#### Aim of the task
Set down each line of the data below exactly as it stands, dropping the pictures.

#### Dataset section
▼

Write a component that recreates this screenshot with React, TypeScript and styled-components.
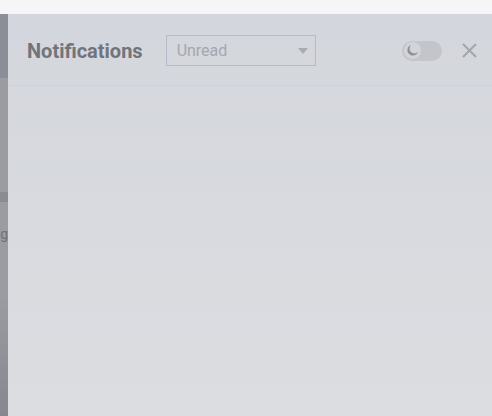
import React from "react";
import styled, { createGlobalStyle } from "styled-components";

const Global = createGlobalStyle`
  html, body { margin: 0; padding: 0; background: #f6f6f6; }
  body { font-family: Roboto, "Noto Sans", sans-serif; }
`;

const Page = styled.div`
  width: 492px;
  height: 416px;
  display: flex;
  flex-direction: column;
  overflow: hidden;
`;

const TopBar = styled.div`
  height: 14px;
  flex: none;
  background: #f6f6f6;
`;

const Body = styled.div`
  flex: 1;
  display: flex;
  min-height: 0;
`;

const Side = styled.div`
  width: 8px;
  flex: none;
  display: flex;
  flex-direction: column;
  overflow: hidden;
  background: linear-gradient(#9a9ca2, #9a9ca2 70%, #86888f);
`;

const SideBlock = styled.div<{ $h?: number; $bg?: string; $grow?: boolean }>`
  height: ${(p) => (p.$h ? `${p.$h}px` : "auto")};
  flex: ${(p) => (p.$grow ? 1 : "none")};
  background: ${(p) => p.$bg || "transparent"};
`;

const SideLabel = styled.div`
  height: 20px;
  display: flex;
  justify-content: flex-end;
  align-items: center;
  font-size: 14px;
  color: #6f7279;
  white-space: nowrap;
  margin-top: 22px;
`;

const Panel = styled.div`
  flex: 1;
  display: flex;
  flex-direction: column;
  background: linear-gradient(180deg, #d3d6dc 0%, #d8dadf 50%, #dcdde1 100%);
`;

const Header = styled.div`
  height: 69px;
  flex: none;
  display: flex;
  align-items: center;
  padding: 2px 15px 0 19px;
  border-bottom: 1px solid #cdd0d5;
  box-sizing: content-box;
`;

const Title = styled.h2`
  margin: 0 23px 0 0;
  font-size: 20px;
  font-weight: 700;
  color: #71747b;
`;

const Select = styled.div`
  width: 131px;
  height: 29px;
  border: 1px solid #b4bccb;
  display: flex;
  align-items: center;
  justify-content: space-between;
  padding: 0 7px 0 10px;
  box-sizing: content-box;
`;

const SelectText = styled.span`
  font-size: 16px;
  color: #a4a7ae;
`;

const Caret = styled.span`
  width: 0;
  height: 0;
  border-left: 5px solid transparent;
  border-right: 5px solid transparent;
  border-top: 6px solid #a9abb1;
`;

const Spacer = styled.div`
  flex: 1;
`;

const Toggle = styled.div`
  width: 40px;
  height: 20px;
  border-radius: 10px;
  background: #c3c5cb;
  display: flex;
  align-items: center;
  padding: 0 2px;
  box-sizing: border-box;
  margin-right: 19px;
`;

const Knob = styled.div`
  width: 17px;
  height: 17px;
  border-radius: 50%;
  background: #d2d4d9;
  display: flex;
  align-items: center;
  justify-content: center;
`;

const Close = styled.button`
  width: 16px;
  height: 16px;
  padding: 0;
  border: none;
  background: transparent;
  display: flex;
  align-items: center;
  justify-content: center;
`;

const Content = styled.div`
  flex: 1;
`;

export default function App() {
  return (
    <>
      <Global />
      <Page>
        <TopBar />
        <Body>
          <Side>
            <SideBlock $h={64} $bg="#8b8e96" />
            <SideBlock $h={114} />
            <SideBlock $h={10} $bg="#8a8c93" />
            <SideLabel>Setting</SideLabel>
            <SideBlock $grow />
          </Side>
          <Panel>
            <Header>
              <Title>Notifications</Title>
              <Select>
                <SelectText>Unread</SelectText>
                <Caret />
              </Select>
              <Spacer />
              <Toggle>
                <Knob>
                  <svg width="13" height="13" viewBox="0 0 12 12">
                    <path
                      d="M4.6 1 A5 5 0 1 0 11 7.4 A4 4 0 0 1 4.6 1 Z"
                      fill="#8f9198"
                    />
                  </svg>
                </Knob>
              </Toggle>
              <Close aria-label="Close">
                <svg width="15" height="15" viewBox="0 0 15 15">
                  <path d="M1 1 L14 14 M14 1 L1 14" stroke="#a4a6ac" strokeWidth="2" />
                </svg>
              </Close>
            </Header>
            <Content />
          </Panel>
        </Body>
      </Page>
    </>
  );
}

▲

#### Task solution
Write a component that recreates this screenshot with React, TypeScript and styled-components.
import React from "react";
import styled, { createGlobalStyle } from "styled-components";

const Global = createGlobalStyle`
  html, body { margin: 0; padding: 0; background: #f6f6f6; }
  body { font-family: Roboto, "Noto Sans", sans-serif; }
`;

const Page = styled.div`
  width: 492px;
  height: 416px;
  display: flex;
  flex-direction: column;
  overflow: hidden;
`;

const TopBar = styled.div`
  height: 14px;
  flex: none;
  background: #f6f6f6;
`;

const Body = styled.div`
  flex: 1;
  display: flex;
  min-height: 0;
`;

const Side = styled.div`
  width: 8px;
  flex: none;
  display: flex;
  flex-direction: column;
  overflow: hidden;
  background: linear-gradient(#9a9ca2, #9a9ca2 70%, #86888f);
`;

const SideBlock = styled.div<{ $h?: number; $bg?: string; $grow?: boolean }>`
  height: ${(p) => (p.$h ? `${p.$h}px` : "auto")};
  flex: ${(p) => (p.$grow ? 1 : "none")};
  background: ${(p) => p.$bg || "transparent"};
`;

const SideLabel = styled.div`
  height: 20px;
  display: flex;
  justify-content: flex-end;
  align-items: center;
  font-size: 14px;
  color: #6f7279;
  white-space: nowrap;
  margin-top: 22px;
`;

const Panel = styled.div`
  flex: 1;
  display: flex;
  flex-direction: column;
  background: linear-gradient(180deg, #d3d6dc 0%, #d8dadf 50%, #dcdde1 100%);
`;

const Header = styled.div`
  height: 69px;
  flex: none;
  display: flex;
  align-items: center;
  padding: 2px 15px 0 19px;
  border-bottom: 1px solid #cdd0d5;
  box-sizing: content-box;
`;

const Title = styled.h2`
  margin: 0 23px 0 0;
  font-size: 20px;
  font-weight: 700;
  color: #71747b;
`;

const Select = styled.div`
  width: 131px;
  height: 29px;
  border: 1px solid #b4bccb;
  display: flex;
  align-items: center;
  justify-content: space-between;
  padding: 0 7px 0 10px;
  box-sizing: content-box;
`;

const SelectText = styled.span`
  font-size: 16px;
  color: #a4a7ae;
`;

const Caret = styled.span`
  width: 0;
  height: 0;
  border-left: 5px solid transparent;
  border-right: 5px solid transparent;
  border-top: 6px solid #a9abb1;
`;

const Spacer = styled.div`
  flex: 1;
`;

const Toggle = styled.div`
  width: 40px;
  height: 20px;
  border-radius: 10px;
  background: #c3c5cb;
  display: flex;
  align-items: center;
  padding: 0 2px;
  box-sizing: border-box;
  margin-right: 19px;
`;

const Knob = styled.div`
  width: 17px;
  height: 17px;
  border-radius: 50%;
  background: #d2d4d9;
  display: flex;
  align-items: center;
  justify-content: center;
`;

const Close = styled.button`
  width: 16px;
  height: 16px;
  padding: 0;
  border: none;
  background: transparent;
  display: flex;
  align-items: center;
  justify-content: center;
`;

const Content = styled.div`
  flex: 1;
`;

export default function App() {
  return (
    <>
      <Global />
      <Page>
        <TopBar />
        <Body>
          <Side>
            <SideBlock $h={64} $bg="#8b8e96" />
            <SideBlock $h={114} />
            <SideBlock $h={10} $bg="#8a8c93" />
            <SideLabel>Setting</SideLabel>
            <SideBlock $grow />
          </Side>
          <Panel>
            <Header>
              <Title>Notifications</Title>
              <Select>
                <SelectText>Unread</SelectText>
                <Caret />
              </Select>
              <Spacer />
              <Toggle>
                <Knob>
                  <svg width="13" height="13" viewBox="0 0 12 12">
                    <path
                      d="M4.6 1 A5 5 0 1 0 11 7.4 A4 4 0 0 1 4.6 1 Z"
                      fill="#8f9198"
                    />
                  </svg>
                </Knob>
              </Toggle>
              <Close aria-label="Close">
                <svg width="15" height="15" viewBox="0 0 15 15">
                  <path d="M1 1 L14 14 M14 1 L1 14" stroke="#a4a6ac" strokeWidth="2" />
                </svg>
              </Close>
            </Header>
            <Content />
          </Panel>
        </Body>
      </Page>
    </>
  );
}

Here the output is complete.